What the task requires -
Restate the listing below word for word, omitting any images.

Provided material -
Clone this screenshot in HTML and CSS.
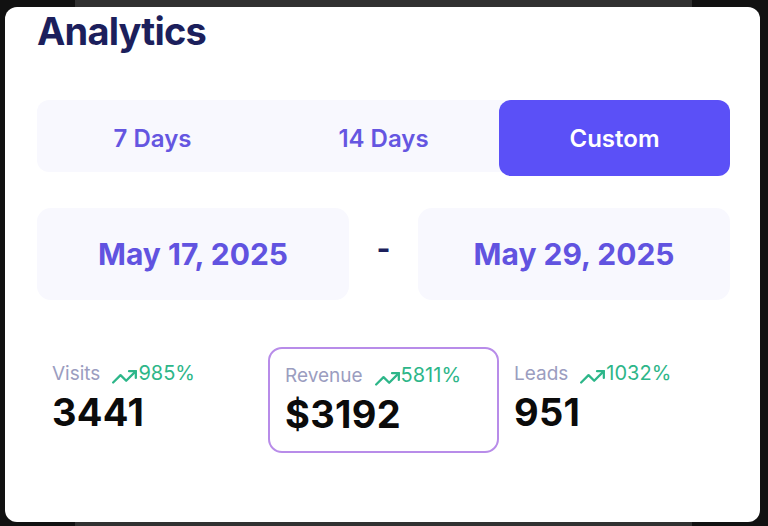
FILE: index.html
```html
<!DOCTYPE html>
<html lang="en">
<head>
<meta charset="utf-8">
<title>Analytics</title>
<link rel="stylesheet" href="styles.css">
</head>
<body>
<main class="card">
  <h1 class="title">Analytics</h1>

  <div class="segments">
    <button class="seg">7 Days</button>
    <button class="seg">14 Days</button>
    <button class="seg seg-active">Custom</button>
  </div>

  <div class="dates">
    <div class="date-box">May 17, 2025</div>
    <div class="dash">-</div>
    <div class="date-box">May 29, 2025</div>
  </div>

  <div class="stats">
    <div class="stat">
      <div class="stat-head">
        <span class="stat-label">Visits</span>
        <span class="trend">
          <svg class="trend-icon" viewBox="1 6 22 12" fill="none" stroke="currentColor" stroke-width="2" stroke-linecap="round" stroke-linejoin="round"><polyline points="22 7 13.5 15.5 8.5 10.5 2 17"/><polyline points="16 7 22 7 22 13"/></svg>985%
        </span>
      </div>
      <div class="stat-value">3441</div>
    </div>
    <div class="stat stat-active">
      <div class="stat-head">
        <span class="stat-label">Revenue</span>
        <span class="trend">
          <svg class="trend-icon" viewBox="1 6 22 12" fill="none" stroke="currentColor" stroke-width="2" stroke-linecap="round" stroke-linejoin="round"><polyline points="22 7 13.5 15.5 8.5 10.5 2 17"/><polyline points="16 7 22 7 22 13"/></svg>5811%
        </span>
      </div>
      <div class="stat-value">$3192</div>
    </div>
    <div class="stat">
      <div class="stat-head">
        <span class="stat-label">Leads</span>
        <span class="trend">
          <svg class="trend-icon" viewBox="1 6 22 12" fill="none" stroke="currentColor" stroke-width="2" stroke-linecap="round" stroke-linejoin="round"><polyline points="22 7 13.5 15.5 8.5 10.5 2 17"/><polyline points="16 7 22 7 22 13"/></svg>1032%
        </span>
      </div>
      <div class="stat-value">951</div>
    </div>
  </div>
</main>
</body>
</html>
```

FILE: styles.css
```css
* { box-sizing: border-box; }

html, body {
  margin: 0;
  height: 526px;
  overflow: hidden;
}

body {
  background: linear-gradient(to right, #111111 75px, #313131 75px, #313131 692px, #111111 692px);
  font-family: Inter, "Noto Sans", "Liberation Sans", sans-serif;
  padding: 7px 8px 4px 5px;
}

.card {
  width: 755px;
  height: 515px;
  background: #ffffff;
  border-radius: 12px;
  padding: 1px 30px 0 32px;
}

.title {
  margin: 0;
  font-size: 38px;
  line-height: 46px;
  font-weight: 700;
  color: #1c1f5c;
  letter-spacing: -0.8px;
}

.segments {
  margin-top: 46px;
  height: 72px;
  display: grid;
  grid-template-columns: repeat(3, 1fr);
  align-items: start;
  background: #f8f8fe;
  border-radius: 12px;
}

.seg {
  height: 76px;
  border: none;
  background: transparent;
  font-family: inherit;
  font-size: 24px;
  font-weight: 600;
  color: #6556e1;
  border-radius: 12px;
  padding: 0;
}

.seg-active {
  background: #5b50f7;
  color: #ffffff;
}

.dates {
  margin-top: 36px;
  display: grid;
  grid-template-columns: 1fr 69px 1fr;
  align-items: center;
}

.date-box {
  height: 92px;
  background: #f8f8fe;
  border-radius: 14px;
  display: flex;
  align-items: center;
  justify-content: center;
  font-size: 30px;
  font-weight: 700;
  color: #6153e0;
}

.dash {
  text-align: center;
  font-size: 30px;
  font-weight: 700;
  color: #1c1f5c;
  margin-bottom: 12px;
}

.stats {
  margin-top: 47px;
  display: grid;
  grid-template-columns: repeat(3, 1fr);
}

.stat {
  height: 106px;
  padding: 14px 15px;
}

.stat-active {
  border: 2px solid #b88ce9;
  border-radius: 14px;
}

.stat-head {
  display: flex;
  align-items: center;
  gap: 12px;
}

.stat-label {
  font-size: 19px;
  color: #9b9dc0;
}

.trend {
  display: flex;
  align-items: center;
  font-size: 20px;
  font-weight: 400;
  color: #2db689;
}

.trend-icon {
  width: 25px;
  height: 13.6px;
  margin-top: 8px;
  margin-right: 1px;
}

.stat-value {
  margin-top: 5px;
  font-size: 38px;
  line-height: 44px;
  font-weight: 700;
  color: #0b0b0b;
  letter-spacing: 0.3px;
}
```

Output -
Clone this screenshot in HTML and CSS.
FILE: index.html
```html
<!DOCTYPE html>
<html lang="en">
<head>
<meta charset="utf-8">
<title>Analytics</title>
<link rel="stylesheet" href="styles.css">
</head>
<body>
<main class="card">
  <h1 class="title">Analytics</h1>

  <div class="segments">
    <button class="seg">7 Days</button>
    <button class="seg">14 Days</button>
    <button class="seg seg-active">Custom</button>
  </div>

  <div class="dates">
    <div class="date-box">May 17, 2025</div>
    <div class="dash">-</div>
    <div class="date-box">May 29, 2025</div>
  </div>

  <div class="stats">
    <div class="stat">
      <div class="stat-head">
        <span class="stat-label">Visits</span>
        <span class="trend">
          <svg class="trend-icon" viewBox="1 6 22 12" fill="none" stroke="currentColor" stroke-width="2" stroke-linecap="round" stroke-linejoin="round"><polyline points="22 7 13.5 15.5 8.5 10.5 2 17"/><polyline points="16 7 22 7 22 13"/></svg>985%
        </span>
      </div>
      <div class="stat-value">3441</div>
    </div>
    <div class="stat stat-active">
      <div class="stat-head">
        <span class="stat-label">Revenue</span>
        <span class="trend">
          <svg class="trend-icon" viewBox="1 6 22 12" fill="none" stroke="currentColor" stroke-width="2" stroke-linecap="round" stroke-linejoin="round"><polyline points="22 7 13.5 15.5 8.5 10.5 2 17"/><polyline points="16 7 22 7 22 13"/></svg>5811%
        </span>
      </div>
      <div class="stat-value">$3192</div>
    </div>
    <div class="stat">
      <div class="stat-head">
        <span class="stat-label">Leads</span>
        <span class="trend">
          <svg class="trend-icon" viewBox="1 6 22 12" fill="none" stroke="currentColor" stroke-width="2" stroke-linecap="round" stroke-linejoin="round"><polyline points="22 7 13.5 15.5 8.5 10.5 2 17"/><polyline points="16 7 22 7 22 13"/></svg>1032%
        </span>
      </div>
      <div class="stat-value">951</div>
    </div>
  </div>
</main>
</body>
</html>
```

FILE: styles.css
```css
* { box-sizing: border-box; }

html, body {
  margin: 0;
  height: 526px;
  overflow: hidden;
}

body {
  background: linear-gradient(to right, #111111 75px, #313131 75px, #313131 692px, #111111 692px);
  font-family: Inter, "Noto Sans", "Liberation Sans", sans-serif;
  padding: 7px 8px 4px 5px;
}

.card {
  width: 755px;
  height: 515px;
  background: #ffffff;
  border-radius: 12px;
  padding: 1px 30px 0 32px;
}

.title {
  margin: 0;
  font-size: 38px;
  line-height: 46px;
  font-weight: 700;
  color: #1c1f5c;
  letter-spacing: -0.8px;
}

.segments {
  margin-top: 46px;
  height: 72px;
  display: grid;
  grid-template-columns: repeat(3, 1fr);
  align-items: start;
  background: #f8f8fe;
  border-radius: 12px;
}

.seg {
  height: 76px;
  border: none;
  background: transparent;
  font-family: inherit;
  font-size: 24px;
  font-weight: 600;
  color: #6556e1;
  border-radius: 12px;
  padding: 0;
}

.seg-active {
  background: #5b50f7;
  color: #ffffff;
}

.dates {
  margin-top: 36px;
  display: grid;
  grid-template-columns: 1fr 69px 1fr;
  align-items: center;
}

.date-box {
  height: 92px;
  background: #f8f8fe;
  border-radius: 14px;
  display: flex;
  align-items: center;
  justify-content: center;
  font-size: 30px;
  font-weight: 700;
  color: #6153e0;
}

.dash {
  text-align: center;
  font-size: 30px;
  font-weight: 700;
  color: #1c1f5c;
  margin-bottom: 12px;
}

.stats {
  margin-top: 47px;
  display: grid;
  grid-template-columns: repeat(3, 1fr);
}

.stat {
  height: 106px;
  padding: 14px 15px;
}

.stat-active {
  border: 2px solid #b88ce9;
  border-radius: 14px;
}

.stat-head {
  display: flex;
  align-items: center;
  gap: 12px;
}

.stat-label {
  font-size: 19px;
  color: #9b9dc0;
}

.trend {
  display: flex;
  align-items: center;
  font-size: 20px;
  font-weight: 400;
  color: #2db689;
}

.trend-icon {
  width: 25px;
  height: 13.6px;
  margin-top: 8px;
  margin-right: 1px;
}

.stat-value {
  margin-top: 5px;
  font-size: 38px;
  line-height: 44px;
  font-weight: 700;
  color: #0b0b0b;
  letter-spacing: 0.3px;
}
```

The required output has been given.